The tools most easily at hand, Brainard said, are those associated with its supervision of the largest and most complex financial institutions. Those could include tailoring annual stress tests to target types of lending the Fed has come to see as risky, or the imposition of higher capital buffers as a remedy against frothy markets. She said the Fed is also exploring the use of stricter margin requirements.

Her remarks at the Brookings Institution are the most detailed to date by a Fed policymaker about the evolution of macroprudential tools — measures that go beyond regulation of an individual bank in an effort to more broadly curb activities that pose a systemic risk to the economy. In some countries, for example, regulators have put strict limits on mortgage lending in response to rapid increases in property values.

The discussion has become a central one as the U.S. tries to develop a regulatory system that would lower the risk of a repeat of the financial crisis, which had its roots in risky mortgage lending. Fed officials have cited the potential for a new crisis to arise out of unexpected corners of the financial system, and are studying tools to try to identify problems early and nip them in the bud.

Brainard said that in its review of such measures it has become apparent that the Fed will face limits because of the breadth and complexity of U.S. capital markets that include shadow banks, a large mortgage lending market, and other credit channels the Fed cannot easily reach. Other agencies, therefore, may need to be involved in macroprudential oversight even though they don't necessarily have a financial stability mission.

She noted, for example, that the Consumer Financial Protection Bureau could enact mortgage lending rules that would slow down a real estate bubble, but under its mandate might only do so if consumers were felt to be directly at risk, not financial institutions.

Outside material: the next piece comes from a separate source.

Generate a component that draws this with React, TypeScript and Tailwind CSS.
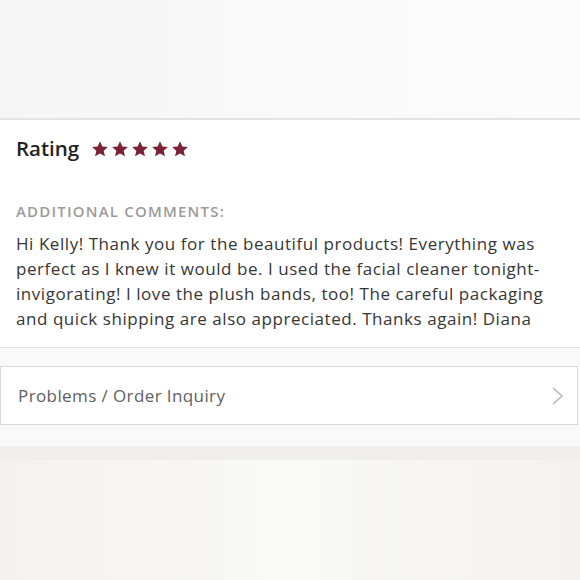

"The Federal Reserve is seen as the agency with the broadest sight lines across the economy," she said. But "no U.S. agency yet has access to complete data regarding bank and nonbank financial activities. Recognizing these limitations, the Federal Reserve is likely to actively utilize the tools under its authority, which means placing a strong emphasis on structural resilience in the largest and most complex institutions."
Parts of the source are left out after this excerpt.